** Start of RAW RECORDS **
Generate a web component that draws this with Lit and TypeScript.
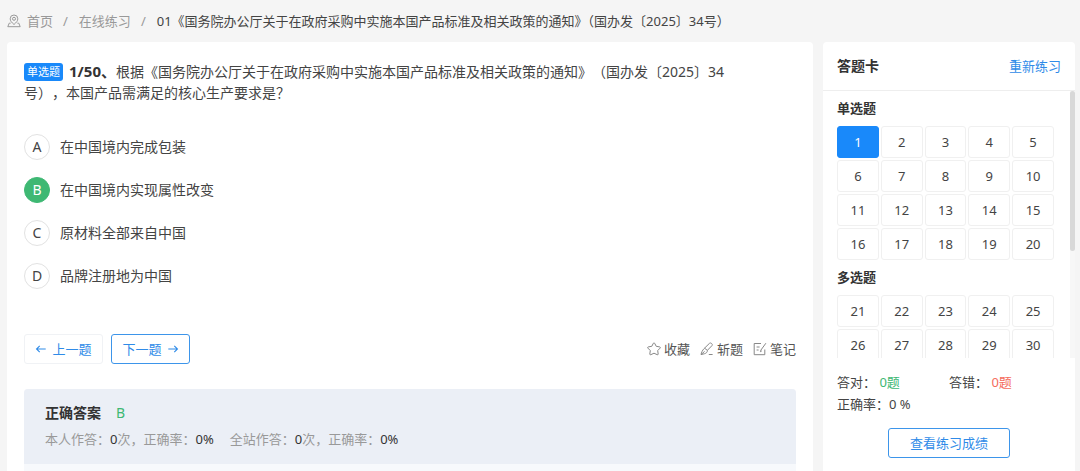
** End of RAW RECORDS **
** Start of RAW RECORDS **
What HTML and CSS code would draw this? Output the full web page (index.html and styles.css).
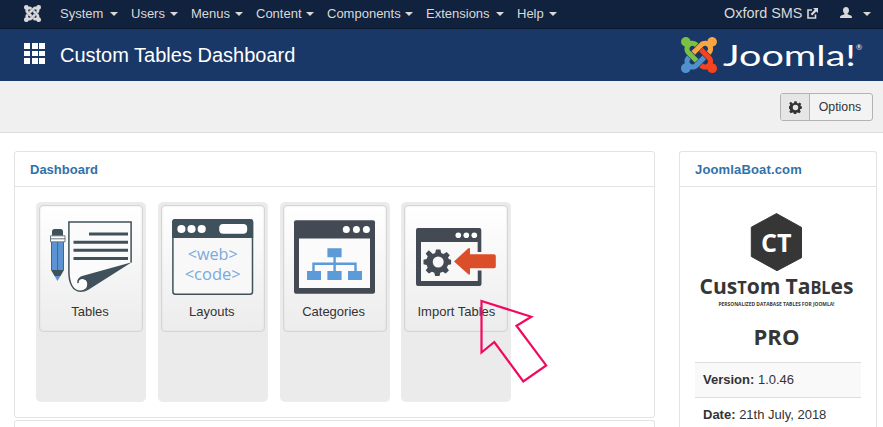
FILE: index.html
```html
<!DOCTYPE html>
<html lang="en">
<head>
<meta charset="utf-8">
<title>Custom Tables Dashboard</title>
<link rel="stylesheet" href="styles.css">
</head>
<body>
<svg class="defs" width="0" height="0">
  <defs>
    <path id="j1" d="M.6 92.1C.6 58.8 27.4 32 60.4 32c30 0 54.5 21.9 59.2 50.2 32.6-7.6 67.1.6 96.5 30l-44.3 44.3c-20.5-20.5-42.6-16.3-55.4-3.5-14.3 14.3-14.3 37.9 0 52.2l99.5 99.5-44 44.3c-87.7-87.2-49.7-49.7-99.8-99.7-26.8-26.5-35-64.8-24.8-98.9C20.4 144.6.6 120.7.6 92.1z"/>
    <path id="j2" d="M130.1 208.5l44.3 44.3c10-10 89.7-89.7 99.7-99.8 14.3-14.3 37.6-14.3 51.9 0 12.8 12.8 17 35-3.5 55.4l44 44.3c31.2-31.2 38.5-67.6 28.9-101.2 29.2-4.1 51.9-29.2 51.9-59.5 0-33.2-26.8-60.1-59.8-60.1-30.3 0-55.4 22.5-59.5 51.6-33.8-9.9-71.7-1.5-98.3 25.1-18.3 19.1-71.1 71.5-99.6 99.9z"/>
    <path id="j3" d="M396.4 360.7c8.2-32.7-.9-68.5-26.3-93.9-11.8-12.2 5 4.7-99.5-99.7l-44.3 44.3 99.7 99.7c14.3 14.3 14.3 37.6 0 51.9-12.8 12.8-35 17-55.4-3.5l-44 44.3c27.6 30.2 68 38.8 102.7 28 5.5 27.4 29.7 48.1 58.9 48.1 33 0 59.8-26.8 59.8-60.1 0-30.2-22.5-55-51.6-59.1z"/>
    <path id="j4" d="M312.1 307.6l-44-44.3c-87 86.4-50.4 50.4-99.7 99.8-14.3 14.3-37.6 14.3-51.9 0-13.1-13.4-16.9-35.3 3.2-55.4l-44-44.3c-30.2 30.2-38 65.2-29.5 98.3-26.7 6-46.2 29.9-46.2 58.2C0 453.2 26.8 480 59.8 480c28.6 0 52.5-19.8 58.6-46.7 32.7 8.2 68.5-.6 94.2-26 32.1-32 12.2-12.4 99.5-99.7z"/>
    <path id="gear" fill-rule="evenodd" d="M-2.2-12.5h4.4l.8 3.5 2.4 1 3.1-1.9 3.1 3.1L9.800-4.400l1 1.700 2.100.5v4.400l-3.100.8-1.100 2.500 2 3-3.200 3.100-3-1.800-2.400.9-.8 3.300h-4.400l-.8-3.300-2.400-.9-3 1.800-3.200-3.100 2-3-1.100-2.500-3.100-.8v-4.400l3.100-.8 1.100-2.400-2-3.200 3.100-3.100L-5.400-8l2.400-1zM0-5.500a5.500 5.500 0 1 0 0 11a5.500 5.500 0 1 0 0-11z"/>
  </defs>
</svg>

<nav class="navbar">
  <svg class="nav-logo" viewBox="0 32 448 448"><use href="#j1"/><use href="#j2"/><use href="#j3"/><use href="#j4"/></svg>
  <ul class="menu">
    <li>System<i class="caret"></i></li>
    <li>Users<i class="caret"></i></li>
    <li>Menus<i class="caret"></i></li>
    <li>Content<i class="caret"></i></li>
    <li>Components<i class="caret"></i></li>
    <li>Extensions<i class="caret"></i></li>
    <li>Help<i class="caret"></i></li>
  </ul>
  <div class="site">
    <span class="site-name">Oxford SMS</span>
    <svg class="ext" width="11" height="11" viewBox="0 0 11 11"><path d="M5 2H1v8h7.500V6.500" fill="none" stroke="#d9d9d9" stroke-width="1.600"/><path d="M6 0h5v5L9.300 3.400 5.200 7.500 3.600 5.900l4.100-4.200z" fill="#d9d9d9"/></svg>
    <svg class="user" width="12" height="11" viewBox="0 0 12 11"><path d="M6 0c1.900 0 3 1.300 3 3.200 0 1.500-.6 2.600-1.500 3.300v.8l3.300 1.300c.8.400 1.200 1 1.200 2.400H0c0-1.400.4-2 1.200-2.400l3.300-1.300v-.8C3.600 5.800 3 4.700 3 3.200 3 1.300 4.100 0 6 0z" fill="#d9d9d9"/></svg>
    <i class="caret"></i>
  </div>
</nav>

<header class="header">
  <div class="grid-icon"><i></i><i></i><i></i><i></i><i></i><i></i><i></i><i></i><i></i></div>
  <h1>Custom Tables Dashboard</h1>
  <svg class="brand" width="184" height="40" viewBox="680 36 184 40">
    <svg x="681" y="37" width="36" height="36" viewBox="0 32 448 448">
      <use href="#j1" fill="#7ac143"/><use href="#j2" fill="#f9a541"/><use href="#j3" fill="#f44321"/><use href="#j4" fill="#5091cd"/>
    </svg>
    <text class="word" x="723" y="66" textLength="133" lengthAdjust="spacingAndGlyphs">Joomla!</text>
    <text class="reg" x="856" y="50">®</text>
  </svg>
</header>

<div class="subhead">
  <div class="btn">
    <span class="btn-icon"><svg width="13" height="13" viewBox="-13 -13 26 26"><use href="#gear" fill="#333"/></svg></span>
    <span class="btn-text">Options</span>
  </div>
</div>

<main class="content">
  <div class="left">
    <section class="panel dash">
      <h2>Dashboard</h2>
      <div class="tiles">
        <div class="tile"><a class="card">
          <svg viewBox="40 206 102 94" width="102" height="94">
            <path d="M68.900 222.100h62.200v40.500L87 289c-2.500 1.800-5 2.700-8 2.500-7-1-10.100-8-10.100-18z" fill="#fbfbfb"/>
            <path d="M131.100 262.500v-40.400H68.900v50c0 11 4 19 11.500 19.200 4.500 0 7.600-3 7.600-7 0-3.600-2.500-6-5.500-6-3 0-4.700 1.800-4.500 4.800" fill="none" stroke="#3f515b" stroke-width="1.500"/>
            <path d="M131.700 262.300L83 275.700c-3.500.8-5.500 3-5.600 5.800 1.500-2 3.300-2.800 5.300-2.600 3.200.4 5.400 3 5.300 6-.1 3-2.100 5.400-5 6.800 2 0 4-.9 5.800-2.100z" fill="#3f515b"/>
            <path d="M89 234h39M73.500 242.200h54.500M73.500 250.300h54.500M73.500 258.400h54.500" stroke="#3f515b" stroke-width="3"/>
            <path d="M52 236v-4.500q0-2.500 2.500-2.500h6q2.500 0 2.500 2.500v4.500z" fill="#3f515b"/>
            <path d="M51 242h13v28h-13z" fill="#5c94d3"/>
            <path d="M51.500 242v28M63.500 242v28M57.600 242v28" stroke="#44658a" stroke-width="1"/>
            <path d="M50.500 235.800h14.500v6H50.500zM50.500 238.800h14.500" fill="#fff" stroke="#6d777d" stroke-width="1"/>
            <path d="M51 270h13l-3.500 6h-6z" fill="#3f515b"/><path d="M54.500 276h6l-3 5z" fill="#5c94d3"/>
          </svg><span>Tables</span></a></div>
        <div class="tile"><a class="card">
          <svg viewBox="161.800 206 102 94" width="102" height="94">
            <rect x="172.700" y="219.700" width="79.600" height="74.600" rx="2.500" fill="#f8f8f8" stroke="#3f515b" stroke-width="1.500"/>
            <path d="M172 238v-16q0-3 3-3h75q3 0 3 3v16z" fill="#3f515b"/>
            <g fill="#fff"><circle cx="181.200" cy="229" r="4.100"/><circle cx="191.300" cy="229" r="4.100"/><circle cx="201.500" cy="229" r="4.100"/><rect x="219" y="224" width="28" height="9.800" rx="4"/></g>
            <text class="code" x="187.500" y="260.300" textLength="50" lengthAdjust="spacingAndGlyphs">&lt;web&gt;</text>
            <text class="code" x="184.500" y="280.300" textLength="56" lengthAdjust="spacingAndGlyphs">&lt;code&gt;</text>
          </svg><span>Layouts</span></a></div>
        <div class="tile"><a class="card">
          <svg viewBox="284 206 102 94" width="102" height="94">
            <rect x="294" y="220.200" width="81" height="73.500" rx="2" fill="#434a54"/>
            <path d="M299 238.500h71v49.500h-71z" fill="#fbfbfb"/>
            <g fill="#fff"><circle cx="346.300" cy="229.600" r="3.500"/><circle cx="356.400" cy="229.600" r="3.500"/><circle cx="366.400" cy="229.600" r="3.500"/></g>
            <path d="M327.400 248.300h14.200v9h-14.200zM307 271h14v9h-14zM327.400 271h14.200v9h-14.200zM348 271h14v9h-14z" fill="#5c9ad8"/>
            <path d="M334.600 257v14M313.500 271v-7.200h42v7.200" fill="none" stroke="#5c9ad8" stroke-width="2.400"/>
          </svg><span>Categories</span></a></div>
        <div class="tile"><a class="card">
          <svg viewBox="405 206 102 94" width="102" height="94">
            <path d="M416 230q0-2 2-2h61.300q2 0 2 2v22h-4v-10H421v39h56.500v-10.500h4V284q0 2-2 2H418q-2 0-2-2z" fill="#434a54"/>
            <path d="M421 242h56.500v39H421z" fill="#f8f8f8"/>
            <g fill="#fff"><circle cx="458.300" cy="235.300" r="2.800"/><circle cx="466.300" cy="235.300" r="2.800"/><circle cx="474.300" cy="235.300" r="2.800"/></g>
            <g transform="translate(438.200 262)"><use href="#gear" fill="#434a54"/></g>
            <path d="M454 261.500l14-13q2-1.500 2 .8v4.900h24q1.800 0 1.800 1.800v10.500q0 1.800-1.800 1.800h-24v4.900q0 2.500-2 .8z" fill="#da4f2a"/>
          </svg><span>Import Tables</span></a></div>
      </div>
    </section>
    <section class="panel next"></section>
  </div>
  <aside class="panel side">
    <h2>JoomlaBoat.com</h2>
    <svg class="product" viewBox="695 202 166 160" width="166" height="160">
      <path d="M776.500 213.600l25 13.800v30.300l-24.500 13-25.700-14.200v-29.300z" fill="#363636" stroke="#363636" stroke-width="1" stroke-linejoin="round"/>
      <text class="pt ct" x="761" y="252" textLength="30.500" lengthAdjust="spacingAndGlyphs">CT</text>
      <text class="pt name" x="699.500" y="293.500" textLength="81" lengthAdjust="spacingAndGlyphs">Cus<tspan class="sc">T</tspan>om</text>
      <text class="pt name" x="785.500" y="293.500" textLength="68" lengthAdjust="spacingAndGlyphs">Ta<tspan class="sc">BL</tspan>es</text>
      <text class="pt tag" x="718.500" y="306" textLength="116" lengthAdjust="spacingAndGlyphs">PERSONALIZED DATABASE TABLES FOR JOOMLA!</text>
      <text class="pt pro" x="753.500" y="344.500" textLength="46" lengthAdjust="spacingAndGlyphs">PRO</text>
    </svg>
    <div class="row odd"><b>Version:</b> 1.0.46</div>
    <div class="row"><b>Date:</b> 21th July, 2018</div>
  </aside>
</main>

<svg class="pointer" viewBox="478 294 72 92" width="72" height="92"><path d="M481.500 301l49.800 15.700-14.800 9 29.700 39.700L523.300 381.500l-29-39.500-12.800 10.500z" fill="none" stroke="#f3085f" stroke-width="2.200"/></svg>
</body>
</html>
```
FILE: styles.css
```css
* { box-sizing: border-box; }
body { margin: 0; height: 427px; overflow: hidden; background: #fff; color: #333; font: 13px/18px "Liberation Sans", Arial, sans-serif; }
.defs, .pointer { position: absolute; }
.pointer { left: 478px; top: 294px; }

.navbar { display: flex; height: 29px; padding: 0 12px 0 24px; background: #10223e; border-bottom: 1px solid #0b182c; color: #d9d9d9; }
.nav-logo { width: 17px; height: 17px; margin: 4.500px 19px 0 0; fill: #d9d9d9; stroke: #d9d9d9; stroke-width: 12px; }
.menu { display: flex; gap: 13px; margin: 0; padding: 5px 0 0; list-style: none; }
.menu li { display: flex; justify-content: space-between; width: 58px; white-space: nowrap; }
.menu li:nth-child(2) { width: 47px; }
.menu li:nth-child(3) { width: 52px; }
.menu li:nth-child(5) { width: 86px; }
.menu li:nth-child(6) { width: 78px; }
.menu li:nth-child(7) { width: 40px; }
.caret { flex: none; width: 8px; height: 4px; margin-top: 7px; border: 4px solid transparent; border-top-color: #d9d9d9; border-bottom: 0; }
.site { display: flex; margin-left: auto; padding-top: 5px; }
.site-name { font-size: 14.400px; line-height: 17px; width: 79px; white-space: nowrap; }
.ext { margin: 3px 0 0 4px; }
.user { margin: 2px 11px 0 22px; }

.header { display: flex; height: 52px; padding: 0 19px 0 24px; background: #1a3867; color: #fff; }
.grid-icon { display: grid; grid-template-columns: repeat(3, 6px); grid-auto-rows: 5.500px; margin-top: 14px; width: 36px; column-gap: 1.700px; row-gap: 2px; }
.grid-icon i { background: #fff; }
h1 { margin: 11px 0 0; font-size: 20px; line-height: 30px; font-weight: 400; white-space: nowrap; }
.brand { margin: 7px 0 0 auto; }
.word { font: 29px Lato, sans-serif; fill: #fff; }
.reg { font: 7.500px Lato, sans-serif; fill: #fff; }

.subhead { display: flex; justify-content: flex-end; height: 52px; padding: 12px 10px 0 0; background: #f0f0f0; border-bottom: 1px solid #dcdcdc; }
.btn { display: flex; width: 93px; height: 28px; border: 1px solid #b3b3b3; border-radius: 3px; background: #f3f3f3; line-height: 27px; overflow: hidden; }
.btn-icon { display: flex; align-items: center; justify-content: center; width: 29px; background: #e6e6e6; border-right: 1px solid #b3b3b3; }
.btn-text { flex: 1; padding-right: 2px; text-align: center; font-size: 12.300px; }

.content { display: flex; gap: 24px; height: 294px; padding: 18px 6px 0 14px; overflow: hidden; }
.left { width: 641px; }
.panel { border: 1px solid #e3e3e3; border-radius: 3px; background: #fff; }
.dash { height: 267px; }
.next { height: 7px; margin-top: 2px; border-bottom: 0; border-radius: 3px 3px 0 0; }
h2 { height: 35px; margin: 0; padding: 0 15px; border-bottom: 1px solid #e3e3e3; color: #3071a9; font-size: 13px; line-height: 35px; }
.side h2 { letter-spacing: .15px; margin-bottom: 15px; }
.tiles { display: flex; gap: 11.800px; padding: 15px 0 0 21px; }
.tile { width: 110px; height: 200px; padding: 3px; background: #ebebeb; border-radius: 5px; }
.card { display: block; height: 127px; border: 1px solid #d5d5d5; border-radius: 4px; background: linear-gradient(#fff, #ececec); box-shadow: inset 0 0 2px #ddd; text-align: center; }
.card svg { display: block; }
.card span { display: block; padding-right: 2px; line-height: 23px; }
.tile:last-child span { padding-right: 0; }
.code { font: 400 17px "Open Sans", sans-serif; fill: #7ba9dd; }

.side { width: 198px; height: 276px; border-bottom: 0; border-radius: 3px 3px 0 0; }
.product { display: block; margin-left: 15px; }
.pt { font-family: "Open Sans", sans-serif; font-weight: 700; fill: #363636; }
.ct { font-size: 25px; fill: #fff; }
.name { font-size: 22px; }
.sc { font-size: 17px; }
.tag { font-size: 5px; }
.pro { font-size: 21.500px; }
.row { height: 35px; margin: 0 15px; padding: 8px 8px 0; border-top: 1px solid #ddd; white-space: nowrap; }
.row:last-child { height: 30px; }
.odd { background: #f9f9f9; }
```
** End of RAW RECORDS **
*TASK OBJECTIVE:*
List every line above that holds the word "this".

*FINISHED ANSWER:*
Generate a web component that draws this with Lit and TypeScript.
What HTML and CSS code would draw this? Output the full web page (index.html and styles.css).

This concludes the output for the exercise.